Des accords très pénalisants
« Lorsque l’on accepte de signer des accords qui permettent de faire entrer des produits de l’hémisphère Sud sans garantir les mêmes normes de production que les nôtres, on se pose vraiment des questions », lance Grégory Chardon, arboriculteur drômois et membre de la FRSEA (Auvergne-Rhône-Alpes). Pour les arboriculteurs, les accords de libre-échange contredisent les normes et réglementations françaises. « On n’a plus le droit d’utiliser certains produits pour lutter contre la drosophila suzukii, pourtant on importe des cerises de Turquie, qui les utilise ». L’arboriculteur mentionne également les imports de produits d’Espagne, du Maroc, vendus de facto à moindre coût, notamment grâce à une main-d’oeuvre moins onéreuse qu’en France.
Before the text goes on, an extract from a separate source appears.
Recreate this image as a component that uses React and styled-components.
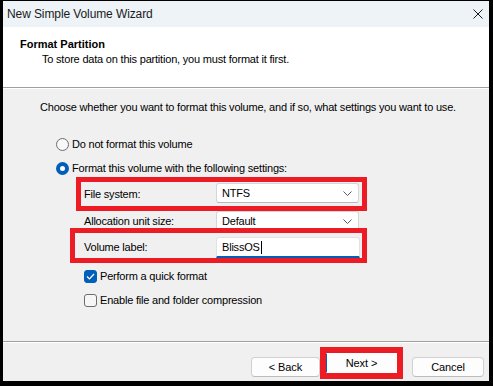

Les agriculteurs pointent du doigt la concurrence déloyale qui en résulte. Pour Michel Dupeuble, maraîcher à Panissières (Loire), la présence de tels produits sur le marché français impacte à très court terme la production française, mais également la mentalité des consommateurs. « Il n’est pas rare que l’on me demande des tomates ou des fraises à Noël, ou que l’on s’étonne de certains prix, que j’essaie pourtant
de serrer au maximum. Le problème, c’est que les consommateurs comparent l’incomparable, en se faisant avoir avec des prix bas », déplore le maraîcher. En viticulture, la situation est similaire. Ludovic Walbaum, président de la fédération des Vignerons indépendants de l’Ardèche, assure que l’export de vins est primordial et structurant pour la filière. Mais l’import de vins espagnols ou méditerranéens participe également à une concurrence biaisée, « du fait des coûts de production complètement différents, pour des vins de typologie similaire sur des produits d’entrée de gamme. Ce qui entraîne des difficultés de valorisation de produits français d’entrée de gamme, avec une baisse de consommation. Il y a un problème d’organisation des marchés, d’application des normes et des règles, qui devraient être équitables au sein de toutes les filières », assure le vigneron.